A comic of a person exclaiming, "Oh my god," while   looking at a long list of "untitled" documents on another person's   computer. Caption: never look in someone else's documents folder.
Figure 1.1: “Documents” from “xkcd” by Randall Munroe (license).
  1. Project organization: Establish conventions for how you’ll organize a project. Document these and then make sure to follow them. They should address details such as:

    • How you’ll name things like files, functions, and modules
    • Which directories you’ll create and which kinds of files belong in each directory
    • Whether your code should be in notebooks, scripts, or a combination of both
    • How you’ll organize code using functions, classes, modules, and other programming abstractions
    • Which structures and file formats you’ll use to store data
    • Whether you’ll package your code or data for widespread distribution

    Try to cover the most common cases rather than every case, and leave some flexibility for ambiguous cases.

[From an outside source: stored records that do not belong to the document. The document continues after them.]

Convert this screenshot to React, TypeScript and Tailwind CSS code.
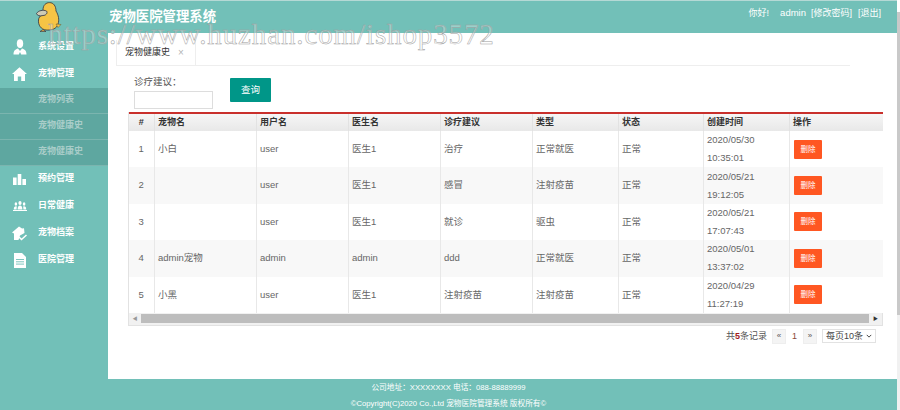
import type { ReactNode } from "react";

const cjk = "font-['Liberation_Sans','Noto_Sans_CJK_SC',sans-serif]";

const columns = [
  { label: "#", width: "w-[25px]", center: true },
  { label: "宠物名", width: "w-[102px]" },
  { label: "用户名", width: "w-[92px]" },
  { label: "医生名", width: "w-[92px]" },
  { label: "诊疗建议", width: "w-[92px]" },
  { label: "类型", width: "w-[86px]" },
  { label: "状态", width: "w-[85px]" },
  { label: "创建时间", width: "w-[86px]" },
  { label: "操作", width: "w-[94px]" },
];

const rows = [
  ["1", "小白", "user", "医生1", "治疗", "正常就医", "正常", "2020/05/30", "10:35:01"],
  ["2", "", "user", "医生1", "感冒", "注射疫苗", "正常", "2020/05/21", "19:12:05"],
  ["3", "", "user", "医生1", "就诊", "驱虫", "正常", "2020/05/21", "17:07:43"],
  ["4", "admin宠物", "admin", "admin", "ddd", "正常就医", "正常", "2020/05/01", "13:37:02"],
  ["5", "小黑", "user", "医生1", "注射疫苗", "注射疫苗", "正常", "2020/04/29", "11:27:19"],
];

function Duck() {
  return (
    <svg viewBox="0 0 26 30" className="h-[30px] w-[26px]">
      <path
        d="M7 8 C7 3 10 0.6 13.5 0.6 C17.5 0.6 20 4 20 9 C22.5 13 23.5 18 22 22 C21 27 15 28.5 10 28 C5 27.5 2 23 2.5 18 C2.7 15.5 4 14 6 13 Z"
        fill="#f6c445"
        stroke="#2f3140"
        strokeWidth="0.8"
      />
      <path d="M0.5 11.5 C2.5 8.5 7 7.5 10.5 9 C12 11 10 13.5 7 13.5 C4 14.5 1 13.5 0.5 11.5 Z" fill="#cfcbb5" stroke="#2f3140" strokeWidth="0.8" />
      <path d="M7 27.5 L4 29.5 L10 29.5 Z" fill="#f0b040" stroke="#2f3140" strokeWidth="0.6" />
      <path d="M20 22 L25 22.5 L22 25.5 Z" fill="#f6c445" stroke="#5a5330" strokeWidth="0.5" />
    </svg>
  );
}

function UserIcon() {
  return (
    <svg viewBox="0 0 14 16" className="h-[16px] w-[14px] fill-white">
      <ellipse cx="7" cy="4.6" rx="3.2" ry="4.4" />
      <path d="M0.5 15.5 C0.5 11.5 2.5 10 5 9.4 L7 12 L9 9.4 C11.5 10 13.5 11.5 13.5 15.5 L8.2 15.5 L7 13 L5.8 15.5 Z" />
    </svg>
  );
}

function HomeIcon() {
  return (
    <svg viewBox="0 0 15 14" className="h-[14px] w-[15px] fill-white">
      <path d="M7.5 0.3 L15 7 L13 7 L13 14 L9.2 14 L9.2 9.5 L5.8 9.5 L5.8 14 L2 14 L2 7 L0 7 Z" />
    </svg>
  );
}

function ChartIcon() {
  return (
    <svg viewBox="0 0 13 11" className="h-[11px] w-[13px] fill-white">
      <rect x="0" y="3.5" width="3.6" height="7.5" />
      <rect x="4.7" y="0" width="3.6" height="11" />
      <rect x="9.4" y="5" width="3.6" height="6" />
    </svg>
  );
}

function PeopleIcon() {
  return (
    <svg viewBox="0 0 14 10" className="h-[10px] w-[14px] fill-white">
      <ellipse cx="7" cy="2" rx="1.6" ry="2" />
      <path d="M4.6 8.4 C4.6 5.6 5.6 4.4 7 4.4 C8.4 4.4 9.4 5.6 9.4 8.4 Z" />
      <ellipse cx="2.9" cy="3" rx="1.3" ry="1.7" />
      <path d="M0.8 8.4 C0.8 6.4 1.6 5.2 2.9 5.2 L3.9 5.5 C3.6 6.4 3.6 7.4 3.6 8.4 Z" />
      <ellipse cx="11.1" cy="3" rx="1.3" ry="1.7" />
      <path d="M13.2 8.4 C13.2 6.4 12.4 5.2 11.1 5.2 L10.1 5.5 C10.4 6.4 10.4 7.4 10.4 8.4 Z" />
      <rect x="0" y="9" width="14" height="1" />
    </svg>
  );
}

function PetFileIcon() {
  return (
    <svg viewBox="0 0 15 15" className="h-[15px] w-[15px]">
      <path d="M0 6.5 L7 0.5 L10 2.5 L12 2.2 L12.5 7 L8 9.5 L6.5 14 L2 14 L2 7.5 Z" fill="#fff" />
      <path d="M7 11 L9.5 13.5 L14.5 9" fill="none" stroke="#fff" strokeWidth="1.5" />
    </svg>
  );
}

function DocIcon() {
  return (
    <svg viewBox="0 0 12 15" className="h-[15px] w-[12px]">
      <path d="M0 0 L8 0 L12 4 L12 15 L0 15 Z" fill="#fff" />
      <path d="M2 6.5 H10 M2 8.8 H10 M2 11.1 H10" stroke="#72c0b8" strokeWidth="0.9" />
    </svg>
  );
}

function MenuItem({ icon, label }: { icon: ReactNode; label: string }) {
  return (
    <div className="flex h-[27px] items-center">
      <div className="flex w-[39px] justify-center">{icon}</div>
      <span className="-ml-[1px] text-[9px] font-bold text-white">{label}</span>
    </div>
  );
}

function SubItem({ label }: { label: string }) {
  return (
    <div className="flex h-[26px] items-center border-b border-[#7bb5af] bg-[#5ea7a0] pl-[38px] text-[9px] font-bold text-[#a9cdc9]">
      {label}
    </div>
  );
}

export default function App() {
  return (
    <div className={`relative flex h-[410px] w-[900px] overflow-hidden bg-white ${cjk}`}>
      <div className="w-[897px] shrink-0">
        <header className="flex h-[33px] items-center border-t border-[#b5d9d5] bg-[#72c0b8] text-white">
          <div className="w-[109px] shrink-0" />
          <h1 className="text-[13.4px] font-bold">宠物医院管理系统</h1>
          <div className="ml-auto mb-[7px] flex items-center pr-[16px] text-[9px]">
            <span>你好!</span>
            <span className="ml-[11px] text-[9.5px]">admin</span>
            <span className="ml-[5px]">[修改密码]</span>
            <span className="ml-[6px]">[退出]</span>
          </div>
        </header>

        <div className="flex h-[346px]">
          <aside className="w-[108px] shrink-0 bg-[#72c0b8] pt-[0.5px]">
            <MenuItem icon={<UserIcon />} label="系统设置" />
            <MenuItem icon={<HomeIcon />} label="宠物管理" />
            <SubItem label="宠物列表" />
            <SubItem label="宠物健康史" />
            <SubItem label="宠物健康史" />
            <MenuItem icon={<ChartIcon />} label="预约管理" />
            <MenuItem icon={<PeopleIcon />} label="日常健康" />
            <MenuItem icon={<PetFileIcon />} label="宠物档案" />
            <MenuItem icon={<DocIcon />} label="医院管理" />
          </aside>

          <main className="min-w-0 flex-1 pl-[8px] pt-[7px]">
            <div className="mr-[47px] flex h-[26px] border-b border-[#eeeeee]">
              <div className="flex w-[80px] items-center gap-[8px] border-x border-[#eeeeee] bg-white pl-[8px] pt-[1px] text-[9px] text-[#333333]">
                宠物健康史
                <span className="text-[10px] leading-none text-[#b5b5b5]">×</span>
              </div>
            </div>

            <div className="flex h-[46px] items-start pl-[18px]">
              <label className="mt-[10px] flex flex-col text-[9.5px] leading-[12px] text-[#555555]">
                诊疗建议：
                <input className="mt-[3px] h-[18px] w-[79px] border border-[#dddddd] bg-white" />
              </label>
              <button className="ml-[17px] mt-[12px] h-[24px] w-[41px] rounded-[1px] bg-[#009688] text-[9.5px] text-white">
                查询
              </button>
            </div>

            <div className="ml-[12px] w-[755px] border-x border-b border-[#e2e2e2]">
              <table className="w-full table-fixed border-collapse border-t-2 border-t-[#c9302c] text-left text-[9.5px] text-[#666666]">
                <thead>
                  <tr className="h-[18px] bg-gradient-to-b from-[#f7f7f7] to-[#e8e8e8] text-[9px] font-bold text-[#333333]">
                    {columns.map((col) => (
                      <th
                        key={col.label}
                        className={`${col.width} border-l border-[#e2e2e2] px-[3.5px] first:border-l-0 ${col.center ? "text-center" : ""}`}
                      >
                        {col.label}
                      </th>
                    ))}
                  </tr>
                </thead>
                <tbody>
                  {rows.map((row, i) => (
                    <tr key={row[0]} className={`h-[36.4px] ${i % 2 === 1 ? "bg-[#f8f8f8]" : "bg-white"}`}>
                      <td className="text-center">{row[0]}</td>
                      {row.slice(1, 7).map((cell, j) => (
                        <td key={j} className="border-l border-[#e8e8e8] px-[3.5px]">
                          {cell}
                        </td>
                      ))}
                      <td className="border-l border-[#e8e8e8] px-[3.5px] leading-[18px]">
                        {row[7]}
                        <br />
                        {row[8]}
                      </td>
                      <td className="border-l border-[#e8e8e8] pl-[4.5px]">
                        <button className="h-[19px] w-[28px] rounded-[1px] bg-[#ff5722] text-[7.5px] text-white">
                          删除
                        </button>
                      </td>
                    </tr>
                  ))}
                </tbody>
              </table>
              <div className="flex h-[12px] items-center bg-[#f1f1f1]">
                <div className="flex w-[12px] justify-center text-[5px] leading-none text-[#999999]">◀</div>
                <div className="h-[9px] flex-1 bg-[#bdbdbd]" />
                <div className="flex w-[13px] justify-center text-[5px] leading-none text-[#333333]">▶</div>
              </div>
            </div>

            <div className="ml-[12px] mt-[3px] flex w-[748px] items-center justify-end text-[9px] text-[#555555]">
              <span>
                共<b className="text-[#a11b1b]">5</b>条记录
              </span>
              <span className="ml-[5px] flex h-[15px] w-[14px] items-center justify-center border border-[#eeeeee] bg-[#f4f4f4] text-[8px]">
                «
              </span>
              <span className="w-[17px] text-center text-[#8a4a3a]">1</span>
              <span className="flex h-[15px] w-[14px] items-center justify-center border border-[#eeeeee] bg-[#f4f4f4] text-[8px]">
                »
              </span>
              <span className="ml-[5px] flex h-[14px] w-[54px] items-center justify-between border border-[#e2e2e2] px-[3px] text-[#444444]">
                每页10条
                <svg viewBox="0 0 8 5" className="h-[4px] w-[6px]">
                  <path d="M1 1 L4 4 L7 1" fill="none" stroke="#333" strokeWidth="1.2" />
                </svg>
              </span>
            </div>
          </main>
        </div>

        <footer className="flex h-[31px] flex-col items-center bg-[#72c0b8] pt-[1px] text-[7.7px] leading-[15.5px] text-white">
          <p>公司地址：XXXXXXXX 电话：088-88889999</p>
          <p>©Copyright(C)2020 Co.,Ltd 宠物医院管理系统 版权所有©</p>
        </footer>
      </div>

      {/* page scrollbar strip */}
      <div className="flex-1 bg-[#f1f1f1]">
        <div className="h-[12px] bg-white" />
        <div className="h-[303px] bg-[#c9c9c9]" />
      </div>

      {/* logo sits over the header and sidebar */}
      <div className="absolute left-[36px] top-[2px]">
        <Duck />
      </div>

      {/* watermark over the whole page */}
      <div className="pointer-events-none absolute left-[48px] top-[13px] whitespace-nowrap font-['Liberation_Serif',serif] text-[29px] tracking-[0.88px] text-white/30 [-webkit-text-stroke:0.5px_#a0a0a0]">
        https://www.huzhan.com/ishop3572
      </div>
    </div>
  );
}
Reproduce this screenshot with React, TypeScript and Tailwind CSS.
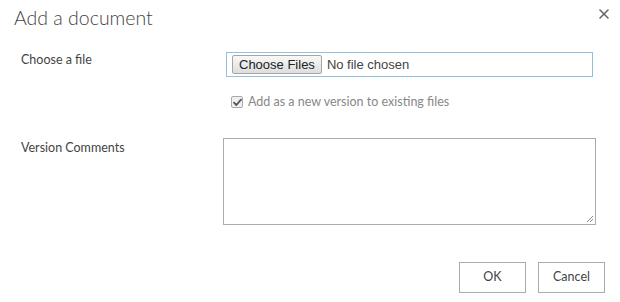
import { X } from "lucide-react";

function CheckMark() {
  return (
    <span className="flex h-[12px] w-[12px] items-center justify-center rounded-[2px] border border-[#a9a9a9] bg-[#f0f0f0]">
      <svg width="9" height="9" viewBox="0 0 9 9">
        <path d="M1 4.6 L3.4 7 L8 1.6" fill="none" stroke="#555" strokeWidth="1.8" strokeLinecap="round" strokeLinejoin="round" />
      </svg>
    </span>
  );
}

function App() {
  return (
    <div className="relative flex h-[302px] w-[620px] flex-col bg-white text-[12.5px] text-[#444] font-['Lato','Noto_Sans',sans-serif]">
      {/* header */}
      <div className="flex items-start justify-between pl-[14px] pr-[8px] pt-[4px]">
        <h1 className="text-[19.5px] font-light leading-[28px] text-[#444]">Add a document</h1>
        <button className="mt-[2px] text-[#666]">
          <X size={16} strokeWidth={2.4} />
        </button>
      </div>

      {/* choose file */}
      <div className="mt-[20px] flex">
        <div className="w-[226px] pl-[21px] -mt-[1px]">Choose a file</div>
        <div className="flex flex-col">
          <div className="flex h-[25px] w-[367px] items-center border border-[#92c0e0] pl-[5px] font-['Liberation_Sans',Arial,sans-serif] text-[13px] text-[#222]">
            <span className="flex h-[19px] items-center rounded-[2px] border border-[#a6a6a6] bg-gradient-to-b from-[#f8f8f8] to-[#dedede] px-[6px]">
              Choose Files
            </span>
            <span className="ml-[5px] text-[#444]">No file chosen</span>
          </div>
          <label className="mt-[16px] flex items-center gap-[5px] pl-[5px] text-[#888]">
            <CheckMark />
            <span>Add as a new version to existing files</span>
          </label>
        </div>
      </div>

      {/* comments */}
      <div className="mt-[26px] flex">
        <div className="w-[223px] pl-[21px] pt-[1px]">Version Comments</div>
        <div className="relative h-[87px] w-[373px] border border-[#ababab]">
          <svg className="absolute bottom-[1px] right-[1px]" width="8" height="8" viewBox="0 0 8 8">
            <path d="M7 1 L1 7 M7 4 L4 7" stroke="#888" strokeWidth="1" />
          </svg>
        </div>
      </div>

      {/* buttons */}
      <div className="mt-[37px] flex justify-end gap-[12px] pr-[15px]">
        <button className="h-[31px] w-[67px] border border-[#ababab] bg-white text-[#444]">OK</button>
        <button className="h-[31px] w-[67px] border border-[#ababab] bg-white text-[#444]">Cancel</button>
      </div>
    </div>
  );
}

export default App;
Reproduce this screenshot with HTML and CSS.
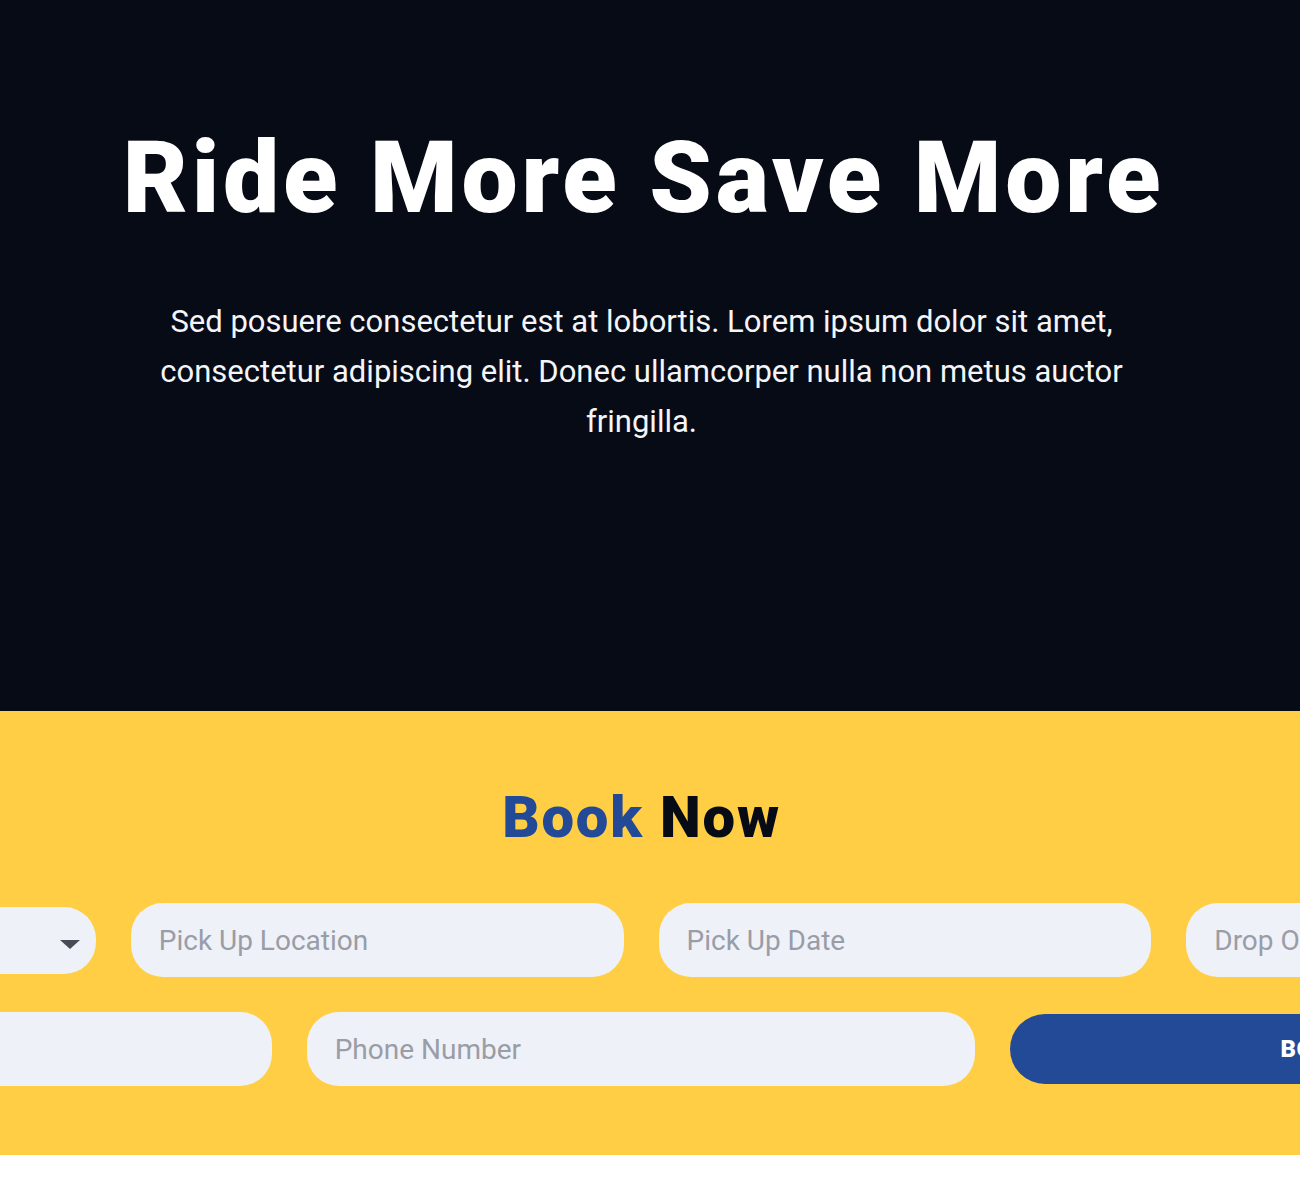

Good conventions establish single, specific “correct” places for things to be, and encourage descriptive, self-documenting names. This makes data, code, and results easier to find, in contrast to the example in Figure 1.1. Finding things quickly becomes especially important when collaborating with other people. Good conventions also encourage using programming abstractions, such as functions and modules, to make code easier to understand, verify, and reuse.

  2. Workflow automation: Even when a project is well-documented and organized, reproducing particular result can be complicated: it may be necessary to run several different steps in a specific order and with specific settings. You can use programming languages and other workflow automation tools to automate a collection of steps, or workflow, so that it’s easy to run. You can also use workflow automation tools to avoid doing tedious, repetitive tasks by hand and to run commands every time you take a particular action. For example, you might want to run tests on your code each time you upload it to share with collaborators. By using programming languages and other workflow automation tools, you create an unambiguous record of the steps in each computation and make it easier to reuse parts of a project.

  3. Environment management: Make the hardware and software requirements, or environment, for your project explicit and as easy as possible to recreate. Environment management tools are especially helpful here, since they allow you to install different versions of software for different projects simultaneously, can record the software you install as you install it, and can recreate recorded environments. It’s much easier to start working on a new machine, bring a new collaborator on board, or assist other people interested in using your project when you can deploy the required computing environment in just one or two commands.

All of these principles are important. You can make sure your projects are reproducible by adopting various practices that each address one or more of these principles. The principles are often symbiotic: a good practice for one may also be a good practice for others.